As chiefs from across the country get set to meet in Gatineau, Que. for the annual special chiefs assembly, opposition to changes to C-58, the federal access to information act is gaining momentum.
“In my view, Bill C-58 is certainly a gift from the ghost of Christmas past,” said Bob Chamberlin, Vice-president of the Union of BC Indian Chiefs.
The main concern about amendments to the access to information laws is that requestors will need an exact date – rather than a time period to get information from the government.
“So this government’s pursuit now of having very specific asks be in the requirement leaves it for a greater opportunity for the rejection of the access to information,” Chamberlain. “And by rejecting that access rejects the opportunity for reconciliation and justice to be realized for First Nations people in Canada.”
Several leaders joined NDP MP Murray Rankin at the news conference and condemned the proposed legislation.
“Despite the profound effect that this bill will have on First Nations ability to get information about claims, disputes and grievances, they were not consulted,” said Rankin.
Neskonlith First Nation Chief Judy Wilson said no changes at all would be better.
“So if I’m trying to settle a claim they’re going to put up more barriers, bureaucratic barriers that my claim will not be settled,” she said. “I will not get access to that information.
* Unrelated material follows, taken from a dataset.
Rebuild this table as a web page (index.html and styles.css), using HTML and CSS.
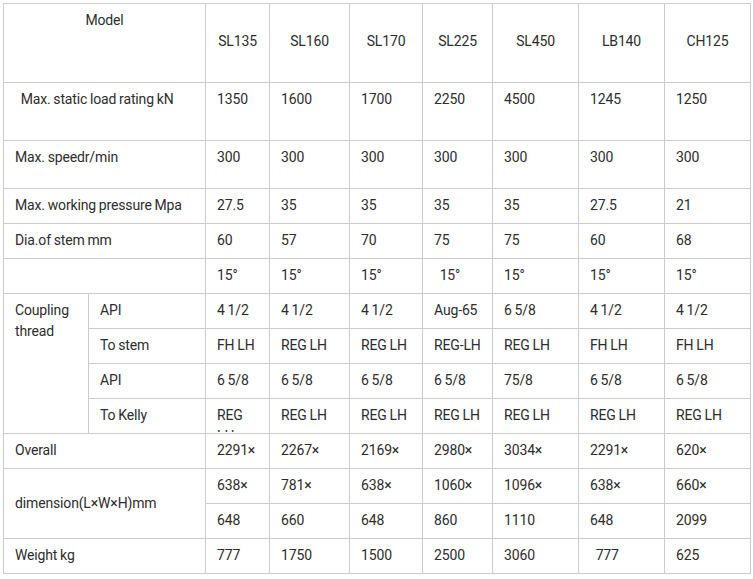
FILE: index.html
```html
<!DOCTYPE html>
<html>
<head>
<meta charset="utf-8">
<link rel="stylesheet" href="styles.css">
</head>
<body>
<table class="spec">
  <colgroup>
    <col class="ca"><col class="cb"><col class="c1"><col class="c2"><col class="c3"><col class="c4"><col class="c5"><col class="c6"><col class="c7">
  </colgroup>
  <tbody>
    <tr class="r-head">
      <td colspan="2" class="hd hd-top">Model</td>
      <td class="hd">SL135</td><td class="hd">SL160</td><td class="hd">SL170</td><td class="hd">SL225</td><td class="hd">SL450</td><td class="hd">LB140</td><td class="hd">CH125</td>
    </tr>
    <tr class="r-58">
      <td colspan="2">&nbsp;&nbsp;Max. static load rating kN</td>
      <td>1350</td><td>1600</td><td>1700</td><td>2250</td><td>4500</td><td>1245</td><td>1250</td>
    </tr>
    <tr class="r-48">
      <td colspan="2">Max. speedr/min</td>
      <td>300</td><td>300</td><td>300</td><td>300</td><td>300</td><td>300</td><td>300</td>
    </tr>
    <tr class="r">
      <td colspan="2">Max. working pressure Mpa</td>
      <td>27.5</td><td>35</td><td>35</td><td>35</td><td>35</td><td>27.5</td><td>21</td>
    </tr>
    <tr class="r">
      <td colspan="2">Dia.of stem mm</td>
      <td>60</td><td>57</td><td>70</td><td>75</td><td>75</td><td>60</td><td>68</td>
    </tr>
    <tr class="r">
      <td colspan="2"></td>
      <td>15°</td><td>15°</td><td>15°</td><td>&nbsp;&nbsp;15°</td><td>15°</td><td>15°</td><td>15°</td>
    </tr>
    <tr class="r">
      <td rowspan="4" class="wrap">Coupling thread</td>
      <td>API</td>
      <td>4 1/2</td><td>4 1/2</td><td>4 1/2</td><td>Aug-65</td><td>6 5/8</td><td>4 1/2</td><td>4 1/2</td>
    </tr>
    <tr class="r">
      <td>To stem</td>
      <td>FH LH</td><td>REG LH</td><td>REG LH</td><td>REG-LH</td><td>REG LH</td><td>FH LH</td><td>FH LH</td>
    </tr>
    <tr class="r">
      <td>API</td>
      <td>6 5/8</td><td>6 5/8</td><td>6 5/8</td><td>6 5/8</td><td>75/8</td><td>6 5/8</td><td>6 5/8</td>
    </tr>
    <tr class="r">
      <td>To Kelly</td>
      <td><div class="clip">REG LH</div></td><td>REG LH</td><td>REG LH</td><td>REG LH</td><td>REG LH</td><td>REG LH</td><td>REG LH</td>
    </tr>
    <tr class="r">
      <td colspan="2">Overall</td>
      <td>2291×</td><td>2267×</td><td>2169×</td><td>2980×</td><td>3034×</td><td>2291×</td><td>620×</td>
    </tr>
    <tr class="r">
      <td colspan="2" rowspan="2" class="mid">dimension(L×W×H)mm</td>
      <td>638×</td><td>781×</td><td>638×</td><td>1060×</td><td>1096×</td><td>638×</td><td>660×</td>
    </tr>
    <tr class="r">
      <td>648</td><td>660</td><td>648</td><td>860</td><td>1110</td><td>648</td><td>2099</td>
    </tr>
    <tr class="r">
      <td colspan="2">Weight kg</td>
      <td>777</td><td>1750</td><td>1500</td><td>2500</td><td>3060</td><td>&nbsp;&nbsp;777</td><td>625</td>
    </tr>
  </tbody>
</table>
</body>
</html>
```
FILE: styles.css
```css
html, body {
  margin: 0;
  background: #fff;
}
body {
  padding: 3px 0 0 3px;
  font-family: Roboto, "Liberation Sans", sans-serif;
  font-size: 14px;
  letter-spacing: -0.15px;
  word-spacing: -0.5px;
  color: #2d2d2d;
}
.spec {
  border-collapse: collapse;
  table-layout: fixed;
  width: 748px;
}
.ca { width: 85px; }
.cb { width: 117px; }
.c1 { width: 64px; }
.c2 { width: 80px; }
.c3 { width: 73px; }
.c4 { width: 70px; }
.c5 { width: 86px; }
.c6 { width: 86px; }
.c7 { width: 86px; }
.spec td {
  border: 1px solid #cccccc;
  padding: 6px 0 0 11px;
  vertical-align: top;
  line-height: 21px;
  overflow: hidden;
  white-space: nowrap;
}
.spec td.wrap { white-space: normal; }
.r-head { height: 79px; }
.r-58 { height: 58px; }
.r-48 { height: 48px; }
.r { height: 35px; }
.spec td.hd {
  text-align: center;
  vertical-align: middle;
  padding: 0 0 3px 0;
}
.spec td.hd-top {
  vertical-align: top;
  padding-top: 6px;
}
.spec td.mid {
  vertical-align: middle;
  padding-top: 0;
}
.clip {
  width: 32px;
  height: 27px;
  overflow: hidden;
  white-space: normal;
}
```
“They have put more of a tiered process into limiting that access to information. So that’s why it’s actually worse than the status quo.”
Chamberlain said the bill must not go ahead.
“Bill C-58 is a regressive piece of legislation that needs to be abandoned,” he said.
The bill is going into third reading in the House of Commons before going to the Senate.
“We’re going to be putting all our efforts into the Senate level to actually call for withdrawing or killing this bill,” said Wilson.
Wilson said she’d introduce a resolution opposing C-58 at the special chiefs assembly.